Written instruction: Quote every line below exactly and skip any picture.

◇ ◇ ◇

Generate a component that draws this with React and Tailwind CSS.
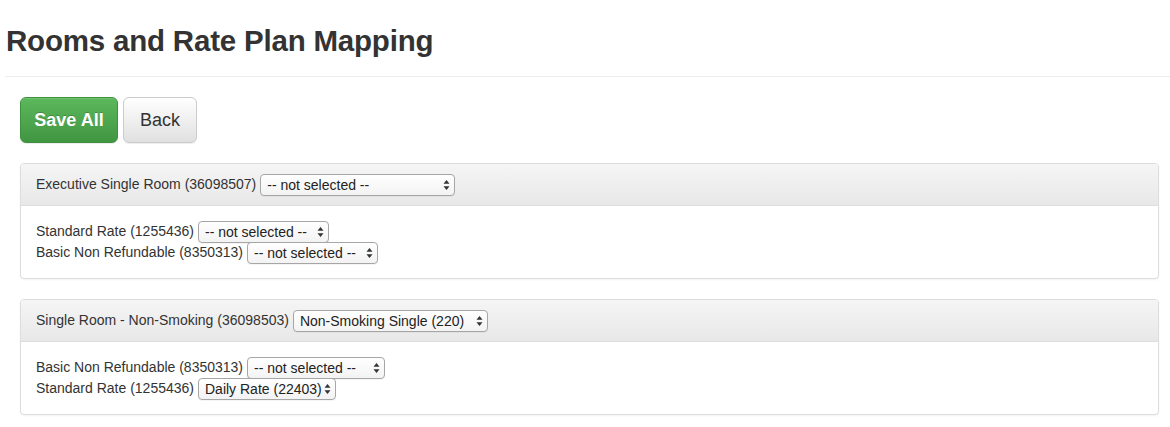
import React from 'react';

function Arrows() {
  return (
    <svg className="absolute right-[5px] top-1/2 -translate-y-1/2 pointer-events-none" width="7" height="11" viewBox="0 0 7 11">
      <path d="M3.5 0.5 L6.5 4.2 H0.5 Z" fill="#333" />
      <path d="M3.5 10.5 L6.5 6.8 H0.5 Z" fill="#333" />
    </svg>
  );
}

function Select({ value, width }) {
  return (
    <span className="relative inline-block align-middle" style={{ width }}>
      <select
        className="appearance-none w-full h-[22px] pl-[6px] pr-[12px] text-[14px] leading-[20px] text-[#222] rounded-[4px] border border-[#a6a6a6] bg-gradient-to-b from-white to-[#f3f3f3] shadow-[0_1px_0_rgba(0,0,0,0.04)] outline-none"
        defaultValue={value}
      >
        <option>{value}</option>
      </select>
      <Arrows />
    </span>
  );
}

function Panel({ room, roomSel, rates }) {
  return (
    <div className="border border-[#ddd] rounded-[4px] shadow-[0_1px_2px_rgba(0,0,0,0.05)] bg-white">
      <div className="h-[42px] px-[15px] flex items-center gap-[4px] bg-gradient-to-b from-[#f5f5f5] to-[#e8e8e8] border-b border-[#ddd] rounded-t-[3px]">
        <span>{room}</span>
        <Select value={roomSel.value} width={roomSel.width} />
      </div>
      <div className="px-[15px] pt-[15px] pb-[15px] flex flex-col">
        {rates.map((r) => (
          <div key={r.label} className="flex items-center gap-[4px] h-[21px]">
            <span>{r.label}</span>
            <Select value={r.value} width={r.width} />
          </div>
        ))}
      </div>
    </div>
  );
}

export default function App() {
  return (
    <div className="w-[1170px] h-[427px] bg-white text-[#333] text-[14px]" style={{ fontFamily: '"Liberation Sans", Arial, sans-serif' }}>
      <div className="pl-[5px]">
        <h1 className="pt-[23px] pb-[17px] pl-[1px] text-[29.5px] leading-[36px] font-bold text-[#333] tracking-[-0.2px]">
          Rooms and Rate Plan Mapping
        </h1>
        <div className="border-t border-[#eee]" />
      </div>

      <div className="px-[20px] pt-[20px]">
        <div className="flex gap-[5px]">
          <button className="h-[46px] w-[98px] text-[18px] font-bold text-white rounded-[6px] border border-[#3e8f3e] bg-gradient-to-b from-[#5cb85c] to-[#419641] shadow-[inset_0_1px_0_rgba(255,255,255,0.15),0_1px_1px_rgba(0,0,0,0.075)] [text-shadow:0_-1px_0_rgba(0,0,0,0.2)]">
            Save All
          </button>
          <button className="h-[46px] w-[74px] text-[18px] text-[#333] rounded-[6px] border border-[#ccc] bg-gradient-to-b from-white to-[#e0e0e0] shadow-[inset_0_1px_0_rgba(255,255,255,0.15),0_1px_1px_rgba(0,0,0,0.075)]">
            Back
          </button>
        </div>

        <div className="mt-[20px] w-[1139px] flex flex-col gap-[20px]">
          <Panel
            room="Executive Single Room (36098507)"
            roomSel={{ value: '-- not selected --', width: 195 }}
            rates={[
              { label: 'Standard Rate (1255436)', value: '-- not selected --', width: 131 },
              { label: 'Basic Non Refundable (8350313)', value: '-- not selected --', width: 131 },
            ]}
          />
          <Panel
            room="Single Room - Non-Smoking (36098503)"
            roomSel={{ value: 'Non-Smoking Single (220)', width: 195 }}
            rates={[
              { label: 'Basic Non Refundable (8350313)', value: '-- not selected --', width: 138 },
              { label: 'Standard Rate (1255436)', value: 'Daily Rate (22403)', width: 138 },
            ]}
          />
        </div>
      </div>
    </div>
  );
}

◇ ◇ ◇

Result of this task:
Generate a component that draws this with React and Tailwind CSS.
import React from 'react';

function Arrows() {
  return (
    <svg className="absolute right-[5px] top-1/2 -translate-y-1/2 pointer-events-none" width="7" height="11" viewBox="0 0 7 11">
      <path d="M3.5 0.5 L6.5 4.2 H0.5 Z" fill="#333" />
      <path d="M3.5 10.5 L6.5 6.8 H0.5 Z" fill="#333" />
    </svg>
  );
}

function Select({ value, width }) {
  return (
    <span className="relative inline-block align-middle" style={{ width }}>
      <select
        className="appearance-none w-full h-[22px] pl-[6px] pr-[12px] text-[14px] leading-[20px] text-[#222] rounded-[4px] border border-[#a6a6a6] bg-gradient-to-b from-white to-[#f3f3f3] shadow-[0_1px_0_rgba(0,0,0,0.04)] outline-none"
        defaultValue={value}
      >
        <option>{value}</option>
      </select>
      <Arrows />
    </span>
  );
}

function Panel({ room, roomSel, rates }) {
  return (
    <div className="border border-[#ddd] rounded-[4px] shadow-[0_1px_2px_rgba(0,0,0,0.05)] bg-white">
      <div className="h-[42px] px-[15px] flex items-center gap-[4px] bg-gradient-to-b from-[#f5f5f5] to-[#e8e8e8] border-b border-[#ddd] rounded-t-[3px]">
        <span>{room}</span>
        <Select value={roomSel.value} width={roomSel.width} />
      </div>
      <div className="px-[15px] pt-[15px] pb-[15px] flex flex-col">
        {rates.map((r) => (
          <div key={r.label} className="flex items-center gap-[4px] h-[21px]">
            <span>{r.label}</span>
            <Select value={r.value} width={r.width} />
          </div>
        ))}
      </div>
    </div>
  );
}

export default function App() {
  return (
    <div className="w-[1170px] h-[427px] bg-white text-[#333] text-[14px]" style={{ fontFamily: '"Liberation Sans", Arial, sans-serif' }}>
      <div className="pl-[5px]">
        <h1 className="pt-[23px] pb-[17px] pl-[1px] text-[29.5px] leading-[36px] font-bold text-[#333] tracking-[-0.2px]">
          Rooms and Rate Plan Mapping
        </h1>
        <div className="border-t border-[#eee]" />
      </div>

      <div className="px-[20px] pt-[20px]">
        <div className="flex gap-[5px]">
          <button className="h-[46px] w-[98px] text-[18px] font-bold text-white rounded-[6px] border border-[#3e8f3e] bg-gradient-to-b from-[#5cb85c] to-[#419641] shadow-[inset_0_1px_0_rgba(255,255,255,0.15),0_1px_1px_rgba(0,0,0,0.075)] [text-shadow:0_-1px_0_rgba(0,0,0,0.2)]">
            Save All
          </button>
          <button className="h-[46px] w-[74px] text-[18px] text-[#333] rounded-[6px] border border-[#ccc] bg-gradient-to-b from-white to-[#e0e0e0] shadow-[inset_0_1px_0_rgba(255,255,255,0.15),0_1px_1px_rgba(0,0,0,0.075)]">
            Back
          </button>
        </div>

        <div className="mt-[20px] w-[1139px] flex flex-col gap-[20px]">
          <Panel
            room="Executive Single Room (36098507)"
            roomSel={{ value: '-- not selected --', width: 195 }}
            rates={[
              { label: 'Standard Rate (1255436)', value: '-- not selected --', width: 131 },
              { label: 'Basic Non Refundable (8350313)', value: '-- not selected --', width: 131 },
            ]}
          />
          <Panel
            room="Single Room - Non-Smoking (36098503)"
            roomSel={{ value: 'Non-Smoking Single (220)', width: 195 }}
            rates={[
              { label: 'Basic Non Refundable (8350313)', value: '-- not selected --', width: 138 },
              { label: 'Standard Rate (1255436)', value: 'Daily Rate (22403)', width: 138 },
            ]}
          />
        </div>
      </div>
    </div>
  );
}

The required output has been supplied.